**Data excerpt**
--- --- ---
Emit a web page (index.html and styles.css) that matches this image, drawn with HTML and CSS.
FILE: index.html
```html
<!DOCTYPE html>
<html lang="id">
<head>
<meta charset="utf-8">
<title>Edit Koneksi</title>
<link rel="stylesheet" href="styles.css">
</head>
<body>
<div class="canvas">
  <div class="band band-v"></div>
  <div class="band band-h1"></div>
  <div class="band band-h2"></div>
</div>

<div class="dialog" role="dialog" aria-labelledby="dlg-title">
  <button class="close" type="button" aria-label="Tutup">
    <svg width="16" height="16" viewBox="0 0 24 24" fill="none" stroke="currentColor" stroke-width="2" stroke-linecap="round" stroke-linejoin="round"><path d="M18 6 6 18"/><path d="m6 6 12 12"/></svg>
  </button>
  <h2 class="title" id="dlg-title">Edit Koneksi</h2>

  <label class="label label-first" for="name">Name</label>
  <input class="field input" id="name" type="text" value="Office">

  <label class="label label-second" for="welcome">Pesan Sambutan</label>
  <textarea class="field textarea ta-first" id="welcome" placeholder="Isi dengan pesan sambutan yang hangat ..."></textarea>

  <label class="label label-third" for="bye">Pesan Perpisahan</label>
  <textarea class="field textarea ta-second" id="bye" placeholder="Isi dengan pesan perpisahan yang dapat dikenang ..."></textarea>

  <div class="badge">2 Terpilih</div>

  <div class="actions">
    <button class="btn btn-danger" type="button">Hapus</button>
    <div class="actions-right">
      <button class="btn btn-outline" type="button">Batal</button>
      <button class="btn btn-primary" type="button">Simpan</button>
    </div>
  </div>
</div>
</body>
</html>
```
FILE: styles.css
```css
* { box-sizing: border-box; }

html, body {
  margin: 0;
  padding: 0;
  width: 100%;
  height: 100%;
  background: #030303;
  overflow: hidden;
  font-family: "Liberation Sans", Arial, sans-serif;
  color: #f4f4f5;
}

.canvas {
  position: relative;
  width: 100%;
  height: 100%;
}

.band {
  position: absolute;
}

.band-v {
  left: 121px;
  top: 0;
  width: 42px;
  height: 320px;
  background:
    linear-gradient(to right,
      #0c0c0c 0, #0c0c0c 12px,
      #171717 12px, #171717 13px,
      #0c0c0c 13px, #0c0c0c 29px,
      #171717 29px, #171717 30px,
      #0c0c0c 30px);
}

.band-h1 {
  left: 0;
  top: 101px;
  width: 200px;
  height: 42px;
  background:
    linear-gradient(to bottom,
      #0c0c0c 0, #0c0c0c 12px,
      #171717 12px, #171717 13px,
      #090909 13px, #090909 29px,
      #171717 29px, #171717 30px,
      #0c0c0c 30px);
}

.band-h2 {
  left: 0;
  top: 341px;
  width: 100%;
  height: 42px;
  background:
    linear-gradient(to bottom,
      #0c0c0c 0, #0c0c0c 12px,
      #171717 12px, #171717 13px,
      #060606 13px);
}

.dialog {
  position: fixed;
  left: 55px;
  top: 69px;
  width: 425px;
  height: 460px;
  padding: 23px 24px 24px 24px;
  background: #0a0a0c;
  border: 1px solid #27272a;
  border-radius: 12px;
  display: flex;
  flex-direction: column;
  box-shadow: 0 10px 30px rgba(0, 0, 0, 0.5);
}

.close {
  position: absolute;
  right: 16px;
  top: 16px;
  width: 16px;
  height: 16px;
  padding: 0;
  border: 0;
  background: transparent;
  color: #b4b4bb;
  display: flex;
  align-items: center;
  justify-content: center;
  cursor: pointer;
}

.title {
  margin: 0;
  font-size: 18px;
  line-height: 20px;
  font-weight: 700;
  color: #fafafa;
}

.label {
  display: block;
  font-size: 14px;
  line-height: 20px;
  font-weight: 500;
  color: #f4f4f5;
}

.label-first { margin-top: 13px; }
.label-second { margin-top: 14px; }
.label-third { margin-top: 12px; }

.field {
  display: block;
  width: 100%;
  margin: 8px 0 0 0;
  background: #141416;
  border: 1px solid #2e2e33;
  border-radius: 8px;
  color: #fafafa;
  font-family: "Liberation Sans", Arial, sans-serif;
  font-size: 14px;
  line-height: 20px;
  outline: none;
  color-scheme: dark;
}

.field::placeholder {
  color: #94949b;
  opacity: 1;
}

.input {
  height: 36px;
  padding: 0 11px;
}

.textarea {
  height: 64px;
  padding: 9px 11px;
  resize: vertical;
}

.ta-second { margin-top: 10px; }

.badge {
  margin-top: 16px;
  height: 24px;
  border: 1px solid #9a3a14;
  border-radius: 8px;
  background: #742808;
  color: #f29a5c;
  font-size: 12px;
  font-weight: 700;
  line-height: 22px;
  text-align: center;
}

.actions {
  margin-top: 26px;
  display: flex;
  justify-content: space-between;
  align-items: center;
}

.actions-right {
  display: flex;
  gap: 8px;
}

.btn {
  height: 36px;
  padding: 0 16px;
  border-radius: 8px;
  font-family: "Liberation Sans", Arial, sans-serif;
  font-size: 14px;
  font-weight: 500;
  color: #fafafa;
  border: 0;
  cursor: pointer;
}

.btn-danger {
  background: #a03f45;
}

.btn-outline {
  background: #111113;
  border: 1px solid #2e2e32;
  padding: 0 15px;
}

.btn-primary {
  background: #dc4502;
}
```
--- --- ---
**Task brief**
Please set down all the data word for word.

**Correct answer**
Emit a web page (index.html and styles.css) that matches this image, drawn with HTML and CSS.
FILE: index.html
```html
<!DOCTYPE html>
<html lang="id">
<head>
<meta charset="utf-8">
<title>Edit Koneksi</title>
<link rel="stylesheet" href="styles.css">
</head>
<body>
<div class="canvas">
  <div class="band band-v"></div>
  <div class="band band-h1"></div>
  <div class="band band-h2"></div>
</div>

<div class="dialog" role="dialog" aria-labelledby="dlg-title">
  <button class="close" type="button" aria-label="Tutup">
    <svg width="16" height="16" viewBox="0 0 24 24" fill="none" stroke="currentColor" stroke-width="2" stroke-linecap="round" stroke-linejoin="round"><path d="M18 6 6 18"/><path d="m6 6 12 12"/></svg>
  </button>
  <h2 class="title" id="dlg-title">Edit Koneksi</h2>

  <label class="label label-first" for="name">Name</label>
  <input class="field input" id="name" type="text" value="Office">

  <label class="label label-second" for="welcome">Pesan Sambutan</label>
  <textarea class="field textarea ta-first" id="welcome" placeholder="Isi dengan pesan sambutan yang hangat ..."></textarea>

  <label class="label label-third" for="bye">Pesan Perpisahan</label>
  <textarea class="field textarea ta-second" id="bye" placeholder="Isi dengan pesan perpisahan yang dapat dikenang ..."></textarea>

  <div class="badge">2 Terpilih</div>

  <div class="actions">
    <button class="btn btn-danger" type="button">Hapus</button>
    <div class="actions-right">
      <button class="btn btn-outline" type="button">Batal</button>
      <button class="btn btn-primary" type="button">Simpan</button>
    </div>
  </div>
</div>
</body>
</html>
```
FILE: styles.css
```css
* { box-sizing: border-box; }

html, body {
  margin: 0;
  padding: 0;
  width: 100%;
  height: 100%;
  background: #030303;
  overflow: hidden;
  font-family: "Liberation Sans", Arial, sans-serif;
  color: #f4f4f5;
}

.canvas {
  position: relative;
  width: 100%;
  height: 100%;
}

.band {
  position: absolute;
}

.band-v {
  left: 121px;
  top: 0;
  width: 42px;
  height: 320px;
  background:
    linear-gradient(to right,
      #0c0c0c 0, #0c0c0c 12px,
      #171717 12px, #171717 13px,
      #0c0c0c 13px, #0c0c0c 29px,
      #171717 29px, #171717 30px,
      #0c0c0c 30px);
}

.band-h1 {
  left: 0;
  top: 101px;
  width: 200px;
  height: 42px;
  background:
    linear-gradient(to bottom,
      #0c0c0c 0, #0c0c0c 12px,
      #171717 12px, #171717 13px,
      #090909 13px, #090909 29px,
      #171717 29px, #171717 30px,
      #0c0c0c 30px);
}

.band-h2 {
  left: 0;
  top: 341px;
  width: 100%;
  height: 42px;
  background:
    linear-gradient(to bottom,
      #0c0c0c 0, #0c0c0c 12px,
      #171717 12px, #171717 13px,
      #060606 13px);
}

.dialog {
  position: fixed;
  left: 55px;
  top: 69px;
  width: 425px;
  height: 460px;
  padding: 23px 24px 24px 24px;
  background: #0a0a0c;
  border: 1px solid #27272a;
  border-radius: 12px;
  display: flex;
  flex-direction: column;
  box-shadow: 0 10px 30px rgba(0, 0, 0, 0.5);
}

.close {
  position: absolute;
  right: 16px;
  top: 16px;
  width: 16px;
  height: 16px;
  padding: 0;
  border: 0;
  background: transparent;
  color: #b4b4bb;
  display: flex;
  align-items: center;
  justify-content: center;
  cursor: pointer;
}

.title {
  margin: 0;
  font-size: 18px;
  line-height: 20px;
  font-weight: 700;
  color: #fafafa;
}

.label {
  display: block;
  font-size: 14px;
  line-height: 20px;
  font-weight: 500;
  color: #f4f4f5;
}

.label-first { margin-top: 13px; }
.label-second { margin-top: 14px; }
.label-third { margin-top: 12px; }

.field {
  display: block;
  width: 100%;
  margin: 8px 0 0 0;
  background: #141416;
  border: 1px solid #2e2e33;
  border-radius: 8px;
  color: #fafafa;
  font-family: "Liberation Sans", Arial, sans-serif;
  font-size: 14px;
  line-height: 20px;
  outline: none;
  color-scheme: dark;
}

.field::placeholder {
  color: #94949b;
  opacity: 1;
}

.input {
  height: 36px;
  padding: 0 11px;
}

.textarea {
  height: 64px;
  padding: 9px 11px;
  resize: vertical;
}

.ta-second { margin-top: 10px; }

.badge {
  margin-top: 16px;
  height: 24px;
  border: 1px solid #9a3a14;
  border-radius: 8px;
  background: #742808;
  color: #f29a5c;
  font-size: 12px;
  font-weight: 700;
  line-height: 22px;
  text-align: center;
}

.actions {
  margin-top: 26px;
  display: flex;
  justify-content: space-between;
  align-items: center;
}

.actions-right {
  display: flex;
  gap: 8px;
}

.btn {
  height: 36px;
  padding: 0 16px;
  border-radius: 8px;
  font-family: "Liberation Sans", Arial, sans-serif;
  font-size: 14px;
  font-weight: 500;
  color: #fafafa;
  border: 0;
  cursor: pointer;
}

.btn-danger {
  background: #a03f45;
}

.btn-outline {
  background: #111113;
  border: 1px solid #2e2e32;
  padding: 0 15px;
}

.btn-primary {
  background: #dc4502;
}
```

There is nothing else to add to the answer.